Sometimes I forget that my youngest is just 8 and still so young compared to his 13.5 yr old, 6 ft tall sister and 11 yr old brother that is almost in Middle School. What can I say, something just shifts when the oldest kids become more independent and mature in a way where you parent different than you did when they were all 8 and under.
They just don’t need you to be as hands on anymore. Don’t get me wrong, they still NEED you, it’s just different and a topic for another blog post. The paradigm shifts and it’s easy to forget that the youngest does still need you that way.
I realize, he still needs and wants things like extra cuddles, to sit in my lap, bed time stories, band aides and ice for tiny scratches and bumps, kisses on the lips, kiddie rides at the Fair, games of Go Fish and Tic Tac Toe, help with his laundry, and reminders to bathe and brush (although the 11 yr. old still needs this too. Starting to think it might be a boy thing vs age thing.)
Lately I’m more aware of how intentional I need to be with him in this season like I was when the older two were his age. And not just for him, but for me too! I need to do more 8 yr. old things and to cherish them because it won’t be long before he stops asking for band aides to feel better, moves from kisses on the lips to kisses on the cheek, and no longer fits in my lap when cuddling on the couch.
There will come a day when they can drive themselves places, will eat more meals on the go with friends than at home around the table with us, have a job and social life that keeps them out past OUR bedtime, and then, sure enough, move them out one by one. I don’t dread these seasons that are fast approaching because I know that each will be special in their own unique way. But what I don’t want to do is miss a season just because we’re keeping the “big kids” pace of life for everyone.

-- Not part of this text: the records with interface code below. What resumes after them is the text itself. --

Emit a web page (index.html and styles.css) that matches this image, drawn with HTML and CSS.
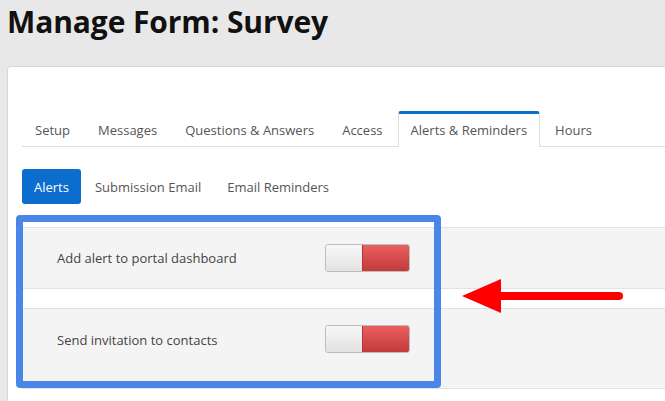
FILE: index.html
```html
<!DOCTYPE html>
<html>
<head>
<meta charset="utf-8">
<link rel="stylesheet" href="styles.css">
</head>
<body>
<h1 class="page-title">Manage Form: Survey</h1>
<div class="card">
  <ul class="tabs">
    <li class="tab">Setup</li>
    <li class="tab">Messages</li>
    <li class="tab">Questions &amp; Answers</li>
    <li class="tab">Access</li>
    <li class="tab active">Alerts &amp; Reminders</li>
    <li class="tab">Hours</li>
  </ul>
  <ul class="pills">
    <li class="pill active">Alerts</li>
    <li class="pill">Submission Email</li>
    <li class="pill">Email Reminders</li>
  </ul>
  <div class="rows">
    <div class="row">
      <span class="label">Add alert to portal dashboard</span>
      <span class="toggle"><span class="toggle-off"></span><span class="toggle-on"></span></span>
    </div>
    <div class="row last">
      <span class="label">Send invitation to contacts</span>
      <span class="toggle"><span class="toggle-off"></span><span class="toggle-on"></span></span>
    </div>
  </div>
</div>
<div class="highlight"></div>
<svg class="arrow" width="170" height="40" viewBox="0 0 170 40">
  <polygon points="2,20 41,3 41,37" fill="#ff0000"/>
  <line x1="38" y1="20" x2="159" y2="20" stroke="#ff0000" stroke-width="8" stroke-linecap="round"/>
</svg>
</body>
</html>
```
FILE: styles.css
```css
html, body {
  margin: 0;
  padding: 0;
}
body {
  background: #e8e8e8;
  font-family: "Open Sans", "Noto Sans", sans-serif;
  width: 665px;
  height: 401px;
  overflow: hidden;
  position: relative;
}
.page-title {
  margin: 0;
  padding: 2px 0 0 7px;
  font-size: 30px;
  line-height: 40px;
  font-weight: 700;
  color: #111;
  letter-spacing: -0.1px;
}
.card {
  margin: 24px 0 0 7px;
  width: 658px;
  height: 335px;
  background: #fff;
  border: 1px solid #d6d6d6;
  border-right: none;
  border-bottom: none;
  border-radius: 4px 0 0 0;
  padding: 44px 0 0 14px;
  box-sizing: border-box;
  overflow: hidden;
}
.tabs {
  list-style: none;
  margin: 0;
  padding: 0;
  display: flex;
  border-bottom: 1px solid #dddddd;
  height: 35px;
}
.tab {
  padding: 0 12px;
  margin-right: 2px;
  font-size: 13px;
  color: #555;
  height: 35px;
  box-sizing: border-box;
  border: 1px solid transparent;
  border-top-width: 3px;
  line-height: 32px;
  white-space: nowrap;
}
.tab.active {
  border-color: #dddddd;
  border-top-color: #0b6dce;
  border-radius: 3px 3px 0 0;
  background: #fff;
  height: 36px;
  border-bottom: none;
}
.pills {
  list-style: none;
  margin: 22px 0 0 0;
  padding: 0;
  display: flex;
}
.pill {
  padding: 0 12px;
  margin-right: 2px;
  height: 35px;
  line-height: 36px;
  font-size: 13px;
  color: #555;
  border-radius: 3px;
}
.pill.active {
  background: #0b6dce;
  color: #fff;
}
.rows {
  margin-top: 23px;
}
.row {
  display: flex;
  align-items: center;
  height: 60px;
  background: #f4f4f4;
  border-top: 1px solid #e2e2e2;
  border-bottom: 1px solid #e2e2e2;
  padding-left: 35px;
  margin-bottom: 19px;
}
.row.last {
  height: 81px;
  align-items: flex-start;
  padding-top: 16px;
  box-sizing: border-box;
}
.label {
  width: 268px;
  font-size: 13px;
  color: #444;
  line-height: 30px;
}
.toggle {
  display: flex;
  width: 85px;
  height: 28px;
  box-sizing: border-box;
  border: 1px solid #bdbdbd;
  border-radius: 3px;
  overflow: hidden;
}
.toggle-off {
  width: 36px;
  background: repeating-linear-gradient(90deg, rgba(0,0,0,0) 0 3px, rgba(0,0,0,0.018) 3px 4px), linear-gradient(#f8f8f8, #e3e3e3);
}
.toggle-on {
  flex: 1;
  background: linear-gradient(#ea5f5f, #c33a3a);
  border-left: 1px solid #b83333;
}
.highlight {
  position: absolute;
  left: 16px;
  top: 215px;
  width: 425px;
  height: 173px;
  box-sizing: border-box;
  border: 7px solid #4a86e8;
  border-radius: 4px;
}
.arrow {
  position: absolute;
  left: 460px;
  top: 276px;
}
```
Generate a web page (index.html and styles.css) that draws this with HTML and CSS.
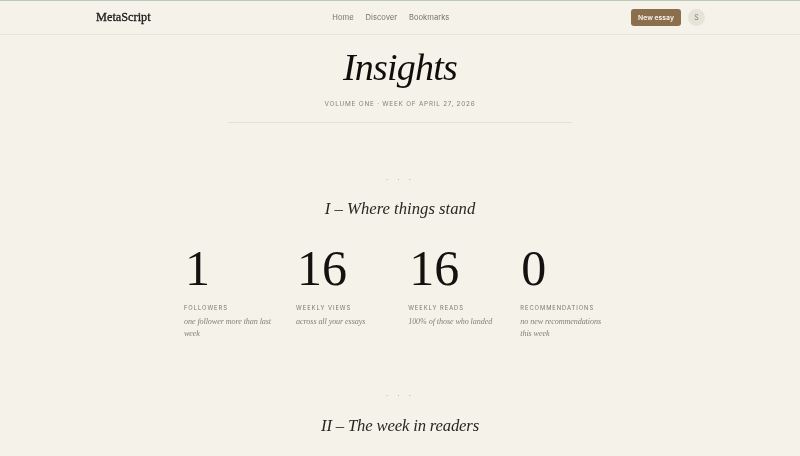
FILE: index.html
```html
<!DOCTYPE html>
<html lang="en">
<head>
<meta charset="utf-8">
<title>Insights</title>
<link rel="stylesheet" href="styles.css">
</head>
<body>
<div class="topline"></div>
<header class="site-header">
  <a class="brand">MetaScript</a>
  <nav class="nav"><a>Home</a><a>Discover</a><a>Bookmarks</a></nav>
  <div class="actions"><button class="new-essay">New essay</button><span class="avatar">S</span></div>
</header>
<main class="page">
  <section class="hero">
    <h1>Insights</h1>
    <p class="volume">VOLUME ONE · WEEK OF APRIL 27, 2026</p>
    <div class="rule"></div>
  </section>
  <section class="part">
    <div class="dots">· · ·</div>
    <h2>I – Where things stand</h2>
    <div class="stats">
      <div class="stat"><div class="num">1</div><div class="label">FOLLOWERS</div><p class="note">one follower more than last week</p></div>
      <div class="stat"><div class="num">16</div><div class="label">WEEKLY VIEWS</div><p class="note">across all your essays</p></div>
      <div class="stat"><div class="num">16</div><div class="label">WEEKLY READS</div><p class="note">100% of those who landed</p></div>
      <div class="stat"><div class="num">0</div><div class="label">RECOMMENDATIONS</div><p class="note">no new recommendations this week</p></div>
    </div>
  </section>
  <section class="part part-two">
    <div class="dots">· · ·</div>
    <h2>II – The week in readers</h2>
  </section>
</main>
</body>
</html>
```
FILE: styles.css
```css
* { box-sizing: border-box; }
html, body { margin: 0; height: 456px; overflow: hidden; }
body { background: #f5f2ea; color: #141210; font-family: "Liberation Serif", serif; }
.topline { height: 1px; background: #bccabb; }
.site-header {
  height: 34px; border-bottom: 1px solid #e8e5dc; will-change: transform;
  padding: 0 95px 0 96px; display: flex; justify-content: space-between; align-items: center;
}
.brand { margin-bottom: 1px; font-size: 12.3px; color: #1a1815; -webkit-text-stroke: 0.3px #1a1815; }
.nav { display: flex; gap: 12px; font: 7.6px "Inter", sans-serif; color: #77736a; }
.actions { display: flex; align-items: center; gap: 7px; }
.new-essay {
  height: 17px; width: 50px; padding: 0; border: 0; border-radius: 3px; background: #8b6f4c; color: #f8f5ee;
  font: 600 6.8px "Inter", sans-serif;
}
.avatar {
  width: 17px; height: 17px; border-radius: 50%; background: #e6e3d9; color: #85816f;
  display: flex; align-items: center; justify-content: center; font: 7px "Inter", sans-serif;
}
.page { display: flex; flex-direction: column; align-items: center; will-change: transform; }
.hero { display: flex; flex-direction: column; align-items: center; width: 344px; }
h1 { margin: 10px 0 0; font-size: 38px; line-height: 44px; letter-spacing: -0.8px; font-style: italic; font-weight: 400; color: #0f0e0c; }
.volume { margin: 10px 0 0; font: 6.4px/10px "Inter", sans-serif; letter-spacing: 0.76px; color: #85817a; }
.rule { margin-top: 13px; width: 344px; height: 1px; background: #e4e1d9; }
.part { width: 432px; display: flex; flex-direction: column; align-items: center; }
.dots { margin-top: 50px; height: 12px; font: 9px/12px "Liberation Serif", serif; letter-spacing: 3px; color: #a9a598; }
h2 { margin: 13px 0 0; font-size: 16.7px; line-height: 22px; font-style: italic; font-weight: 400; color: #2a2723; }
.stats { width: 100%; margin-top: 23px; display: grid; grid-template-columns: repeat(4, 88px); column-gap: 24.1px; }
.num { height: 50px; padding-left: 1px; font-size: 50px; line-height: 50px; color: #141210; }
.label { margin-top: 10px; font: 5.8px/9px "Inter", sans-serif; letter-spacing: 0.95px; color: #7a766d; }
.note { margin: 4px 0 0; font-size: 8.1px; line-height: 11.7px; letter-spacing: -0.08px; font-style: italic; color: #85817a; }
.part-two .dots { margin-top: 50px; }
.part-two h2 { margin-top: 14px; letter-spacing: -0.17px; }
```
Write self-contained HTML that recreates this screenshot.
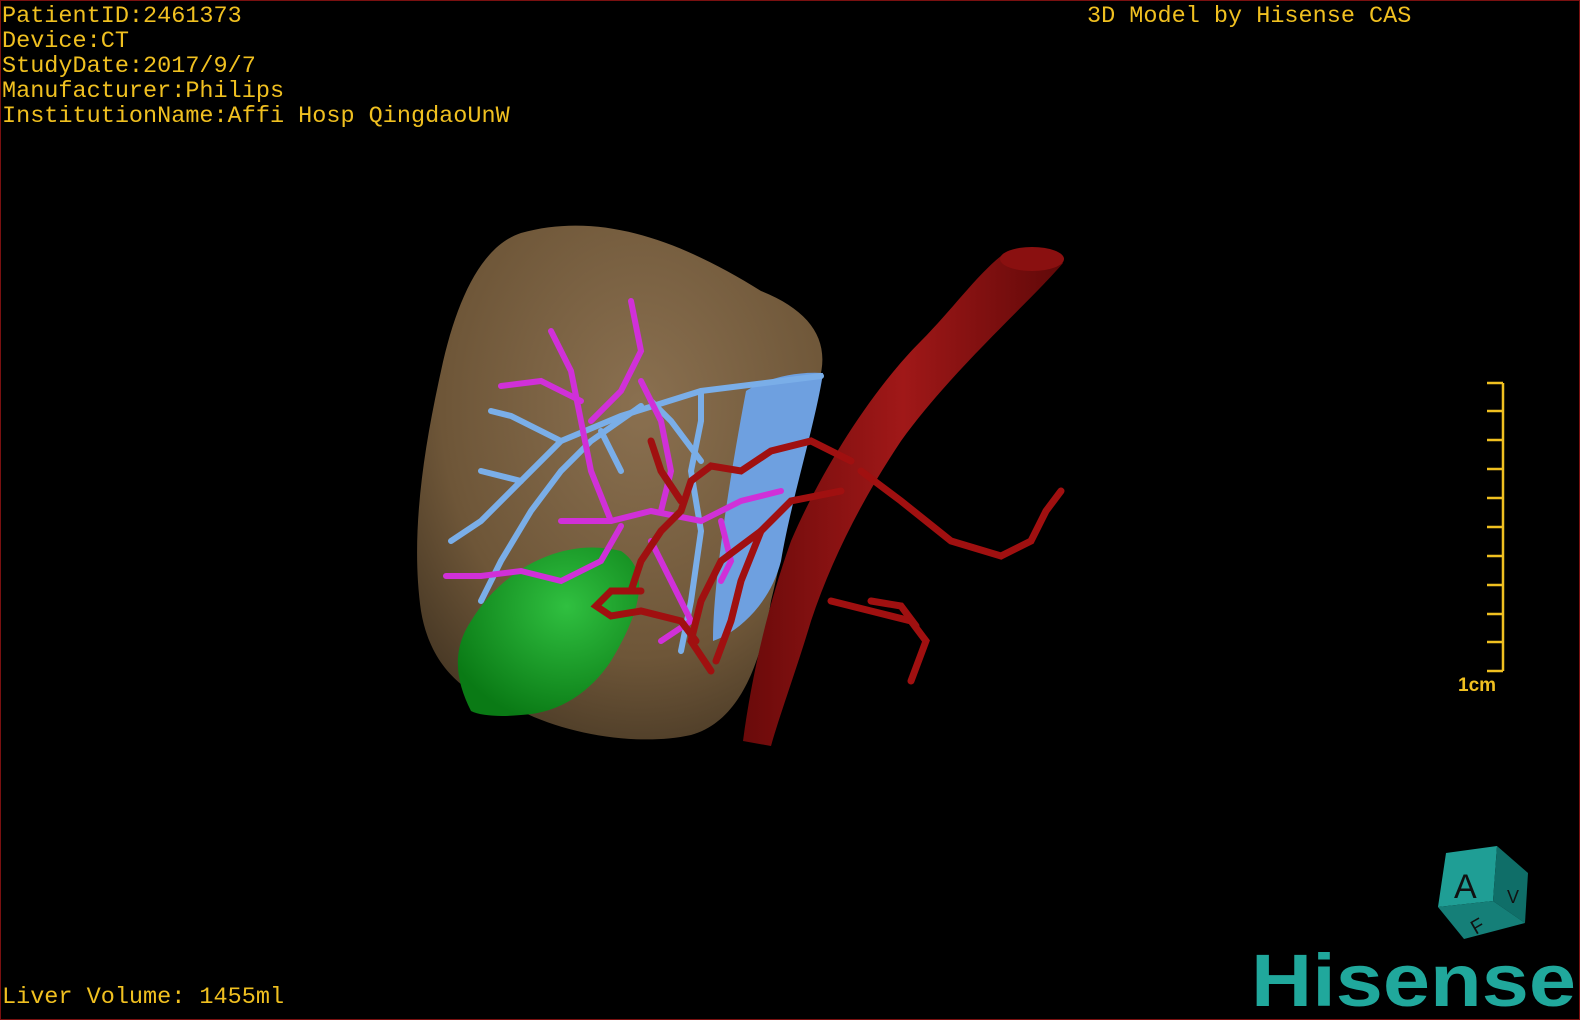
<!DOCTYPE html>
<html><head><meta charset="utf-8"><style>
html,body{margin:0;padding:0;background:#000;}
#s{position:relative;width:1580px;height:1020px;background:#000;overflow:hidden;box-sizing:border-box;border:1px solid #7a1010;}
.t{position:absolute;color:#f0c020;font-family:"Liberation Mono",monospace;font-size:23.5px;line-height:25px;white-space:pre;}
</style></head><body><div id="s">
<div class="t" style="left:1px;top:3px">PatientID:2461373
Device:CT
StudyDate:2017/9/7
Manufacturer:Philips
InstitutionName:Affi Hosp QingdaoUnW</div>
<div class="t" style="left:1086px;top:3px">3D Model by Hisense CAS</div>
<div class="t" style="left:1px;top:984px">Liver Volume: 1455ml</div>
<svg width="1580" height="1020" style="position:absolute;left:0;top:0">
<defs>
<radialGradient id="lv" cx="0.55" cy="0.35" r="0.7"><stop offset="0" stop-color="#8a7050"/><stop offset="0.7" stop-color="#6e5638"/><stop offset="1" stop-color="#4a3a26"/></radialGradient>
<radialGradient id="gb" cx="0.6" cy="0.35" r="0.7"><stop offset="0" stop-color="#30c040"/><stop offset="1" stop-color="#0a7a15"/></radialGradient>
<linearGradient id="ao" x1="0" x2="1"><stop offset="0" stop-color="#6a0a0a"/><stop offset="0.5" stop-color="#a01818"/><stop offset="1" stop-color="#600808"/></linearGradient>
</defs>
<path d="M520 232 C600 210 680 240 760 290 C810 310 830 340 818 380 C800 430 790 520 770 600 C760 660 740 720 690 734 C640 745 570 735 520 710 C470 700 430 670 420 610 C410 540 420 460 440 370 C455 300 480 245 520 232Z" fill="url(#lv)"/>
<path d="M470 710 C455 680 450 650 470 620 C500 570 560 535 620 550 C650 570 640 610 610 660 C590 690 560 712 520 714 C500 716 480 715 470 710Z" fill="url(#gb)"/>
<path d="M745 390 C760 380 790 370 822 372 C815 420 790 500 780 560 C770 600 740 630 712 640 C712 580 730 470 745 390Z" fill="#6ea0e0"/>
<path d="M1000 255 C1020 248 1045 250 1062 262 C1030 300 950 370 900 440 C860 500 830 560 810 620 C795 670 780 710 770 745 L742 740 C750 680 765 610 790 540 C820 470 870 390 920 340 C950 310 975 275 1000 255Z" fill="url(#ao)"/>
<ellipse cx="1031" cy="258" rx="32" ry="12" fill="#8a1010"/>
<g fill="none" stroke="#7aaee8" stroke-width="6" stroke-linecap="round">
<path d="M820 375 L700 390 L620 415 L560 440 L520 480 L480 520 L450 540"/>
<path d="M640 405 L590 440 L560 470 L530 510 L500 560 L480 600"/>
<path d="M560 440 L510 415 L490 410"/><path d="M520 480 L480 470"/>
<path d="M700 390 L700 420 L690 470 L700 530 L690 600 L680 650"/>
<path d="M600 430 L620 470"/><path d="M650 400 L670 420 L700 460"/>
</g>
<g fill="none" stroke="#d030d8" stroke-width="6" stroke-linecap="round">
<path d="M560 520 L610 520 L650 510 L700 520 L740 500 L780 490"/>
<path d="M610 520 L590 470 L580 420 L570 370 L550 330"/>
<path d="M590 420 L620 390 L640 350 L630 300"/><path d="M580 400 L540 380 L500 385"/>
<path d="M640 380 L660 420 L670 470 L660 510"/>
<path d="M620 525 L600 560 L560 580 L520 570 L480 575 L445 575"/>
<path d="M650 540 L670 580 L690 620 L660 640"/>
<path d="M720 520 L730 560 L720 580"/>
</g>
<g fill="none" stroke="#a01010" stroke-width="7" stroke-linecap="round">
<path d="M850 460 L810 440 L770 450 L740 470 L710 465 L690 480 L680 510 L660 530 L640 560 L630 590"/>
<path d="M840 490 L790 500 L760 530 L740 580 L730 620 L715 660"/>
<path d="M860 470 L900 500 L950 540 L1000 555 L1030 540 L1045 510 L1060 490"/>
<path d="M830 600 L870 610 L910 620 L925 640 L910 680"/>
<path d="M870 600 L900 605 L915 625"/>
<path d="M680 500 L660 470 L650 440"/><path d="M760 530 L720 560 L700 600 L690 640 L710 670"/>
<path d="M640 590 L610 590 L595 605 L610 615 L640 610 L680 620 L695 640"/>
</g>
<g stroke="#f0c020" stroke-width="2.5" fill="none">
<path d="M1502 382 V670"/>
<path d="M1486 382H1502M1486 410H1502M1486 439H1502M1486 468H1502M1486 497H1502M1486 526H1502M1486 555H1502M1486 584H1502M1486 613H1502M1486 641H1502M1486 670H1502"/>
</g>
<text x="1457" y="690" fill="#f0c020" font-family="Liberation Sans,sans-serif" font-size="19" font-weight="bold">1cm</text>
<polygon points="1445,852 1496,845 1492,900 1437,906" fill="#1f9e95"/>
<polygon points="1496,845 1527,872 1524,922 1492,900" fill="#0f6e68"/>
<polygon points="1437,906 1492,900 1524,922 1463,938" fill="#157f78"/>
<text x="1453" y="897" fill="#111" font-family="Liberation Sans,sans-serif" font-size="34">A</text>
<text x="1506" y="902" fill="#111" font-family="Liberation Sans,sans-serif" font-size="18">V</text>
<text x="1470" y="931" fill="#111" font-family="Liberation Sans,sans-serif" font-size="20" transform="rotate(-30 1478 924)">F</text>
<text x="1250" y="1005" fill="#20a89c" font-family="Liberation Sans,sans-serif" font-size="74" font-weight="bold" textLength="325" lengthAdjust="spacingAndGlyphs">Hisense</text>
</svg>
</div></body></html>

So, keep your eyes open for the moments that help remind you they still need you at the season they’re in even though it’s normal to go with the grain of the older kids. That moment when they come to you and show you the microscopic cut on their finger and your knee jerk reaction is to tell them that they’re fine like you would the older ones. Stop and remember their age and choose to be intentional and present with their season of life when you can. Give them that band aid and know that it won’t be long before they’re so tough that they don’t need one, even if they really do. And play Go Fish for the millionth time. They need you not to rush them into a different season, and to avoid missing it, you do too.